Task statement: Write out all of the data without omission, exactly as shown.

Data:

########

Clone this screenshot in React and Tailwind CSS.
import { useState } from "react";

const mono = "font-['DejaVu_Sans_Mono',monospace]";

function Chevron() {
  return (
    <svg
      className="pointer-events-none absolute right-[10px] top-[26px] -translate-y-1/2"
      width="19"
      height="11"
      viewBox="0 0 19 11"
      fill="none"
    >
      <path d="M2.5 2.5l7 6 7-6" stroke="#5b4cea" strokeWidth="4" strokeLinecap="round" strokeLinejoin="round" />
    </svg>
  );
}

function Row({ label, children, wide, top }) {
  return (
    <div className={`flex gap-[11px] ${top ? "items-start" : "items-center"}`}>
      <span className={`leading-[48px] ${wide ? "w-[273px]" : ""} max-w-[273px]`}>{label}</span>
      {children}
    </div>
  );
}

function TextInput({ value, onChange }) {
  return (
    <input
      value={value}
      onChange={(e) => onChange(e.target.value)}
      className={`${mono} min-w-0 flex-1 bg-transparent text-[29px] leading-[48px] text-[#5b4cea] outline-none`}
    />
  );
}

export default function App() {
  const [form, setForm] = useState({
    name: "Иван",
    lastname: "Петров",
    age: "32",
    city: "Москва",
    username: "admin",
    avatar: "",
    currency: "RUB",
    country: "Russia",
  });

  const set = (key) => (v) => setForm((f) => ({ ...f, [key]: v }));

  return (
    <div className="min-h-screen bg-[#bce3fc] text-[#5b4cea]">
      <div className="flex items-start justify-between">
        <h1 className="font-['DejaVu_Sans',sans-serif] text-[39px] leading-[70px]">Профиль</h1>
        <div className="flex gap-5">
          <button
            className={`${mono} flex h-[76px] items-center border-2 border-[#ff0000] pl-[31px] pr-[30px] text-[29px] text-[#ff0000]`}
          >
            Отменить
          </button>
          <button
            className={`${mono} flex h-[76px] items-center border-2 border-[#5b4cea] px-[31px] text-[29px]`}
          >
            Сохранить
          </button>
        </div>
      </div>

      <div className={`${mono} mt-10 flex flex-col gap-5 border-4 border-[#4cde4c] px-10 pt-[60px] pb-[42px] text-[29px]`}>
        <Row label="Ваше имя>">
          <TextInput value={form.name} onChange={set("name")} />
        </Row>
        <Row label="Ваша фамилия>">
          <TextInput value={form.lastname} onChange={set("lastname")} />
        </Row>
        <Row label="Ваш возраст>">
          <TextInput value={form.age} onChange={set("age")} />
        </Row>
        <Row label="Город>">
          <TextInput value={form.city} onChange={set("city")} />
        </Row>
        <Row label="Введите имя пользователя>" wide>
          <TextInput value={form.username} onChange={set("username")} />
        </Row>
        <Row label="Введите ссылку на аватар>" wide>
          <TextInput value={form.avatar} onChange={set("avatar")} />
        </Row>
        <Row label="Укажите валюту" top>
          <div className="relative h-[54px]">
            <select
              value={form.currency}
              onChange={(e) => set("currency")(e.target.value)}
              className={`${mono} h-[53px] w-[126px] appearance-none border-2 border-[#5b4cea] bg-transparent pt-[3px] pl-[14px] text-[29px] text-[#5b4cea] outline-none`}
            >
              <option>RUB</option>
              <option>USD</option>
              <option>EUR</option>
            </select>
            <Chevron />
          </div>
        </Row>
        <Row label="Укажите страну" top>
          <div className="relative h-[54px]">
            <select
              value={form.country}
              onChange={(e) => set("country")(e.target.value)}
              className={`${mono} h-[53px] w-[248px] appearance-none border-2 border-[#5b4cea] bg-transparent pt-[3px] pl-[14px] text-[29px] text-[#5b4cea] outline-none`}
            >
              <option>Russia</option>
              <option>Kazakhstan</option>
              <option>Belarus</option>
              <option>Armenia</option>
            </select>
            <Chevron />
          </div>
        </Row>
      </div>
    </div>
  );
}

########

Worked answer:
Clone this screenshot in React and Tailwind CSS.
import { useState } from "react";

const mono = "font-['DejaVu_Sans_Mono',monospace]";

function Chevron() {
  return (
    <svg
      className="pointer-events-none absolute right-[10px] top-[26px] -translate-y-1/2"
      width="19"
      height="11"
      viewBox="0 0 19 11"
      fill="none"
    >
      <path d="M2.5 2.5l7 6 7-6" stroke="#5b4cea" strokeWidth="4" strokeLinecap="round" strokeLinejoin="round" />
    </svg>
  );
}

function Row({ label, children, wide, top }) {
  return (
    <div className={`flex gap-[11px] ${top ? "items-start" : "items-center"}`}>
      <span className={`leading-[48px] ${wide ? "w-[273px]" : ""} max-w-[273px]`}>{label}</span>
      {children}
    </div>
  );
}

function TextInput({ value, onChange }) {
  return (
    <input
      value={value}
      onChange={(e) => onChange(e.target.value)}
      className={`${mono} min-w-0 flex-1 bg-transparent text-[29px] leading-[48px] text-[#5b4cea] outline-none`}
    />
  );
}

export default function App() {
  const [form, setForm] = useState({
    name: "Иван",
    lastname: "Петров",
    age: "32",
    city: "Москва",
    username: "admin",
    avatar: "",
    currency: "RUB",
    country: "Russia",
  });

  const set = (key) => (v) => setForm((f) => ({ ...f, [key]: v }));

  return (
    <div className="min-h-screen bg-[#bce3fc] text-[#5b4cea]">
      <div className="flex items-start justify-between">
        <h1 className="font-['DejaVu_Sans',sans-serif] text-[39px] leading-[70px]">Профиль</h1>
        <div className="flex gap-5">
          <button
            className={`${mono} flex h-[76px] items-center border-2 border-[#ff0000] pl-[31px] pr-[30px] text-[29px] text-[#ff0000]`}
          >
            Отменить
          </button>
          <button
            className={`${mono} flex h-[76px] items-center border-2 border-[#5b4cea] px-[31px] text-[29px]`}
          >
            Сохранить
          </button>
        </div>
      </div>

      <div className={`${mono} mt-10 flex flex-col gap-5 border-4 border-[#4cde4c] px-10 pt-[60px] pb-[42px] text-[29px]`}>
        <Row label="Ваше имя>">
          <TextInput value={form.name} onChange={set("name")} />
        </Row>
        <Row label="Ваша фамилия>">
          <TextInput value={form.lastname} onChange={set("lastname")} />
        </Row>
        <Row label="Ваш возраст>">
          <TextInput value={form.age} onChange={set("age")} />
        </Row>
        <Row label="Город>">
          <TextInput value={form.city} onChange={set("city")} />
        </Row>
        <Row label="Введите имя пользователя>" wide>
          <TextInput value={form.username} onChange={set("username")} />
        </Row>
        <Row label="Введите ссылку на аватар>" wide>
          <TextInput value={form.avatar} onChange={set("avatar")} />
        </Row>
        <Row label="Укажите валюту" top>
          <div className="relative h-[54px]">
            <select
              value={form.currency}
              onChange={(e) => set("currency")(e.target.value)}
              className={`${mono} h-[53px] w-[126px] appearance-none border-2 border-[#5b4cea] bg-transparent pt-[3px] pl-[14px] text-[29px] text-[#5b4cea] outline-none`}
            >
              <option>RUB</option>
              <option>USD</option>
              <option>EUR</option>
            </select>
            <Chevron />
          </div>
        </Row>
        <Row label="Укажите страну" top>
          <div className="relative h-[54px]">
            <select
              value={form.country}
              onChange={(e) => set("country")(e.target.value)}
              className={`${mono} h-[53px] w-[248px] appearance-none border-2 border-[#5b4cea] bg-transparent pt-[3px] pl-[14px] text-[29px] text-[#5b4cea] outline-none`}
            >
              <option>Russia</option>
              <option>Kazakhstan</option>
              <option>Belarus</option>
              <option>Armenia</option>
            </select>
            <Chevron />
          </div>
        </Row>
      </div>
    </div>
  );
}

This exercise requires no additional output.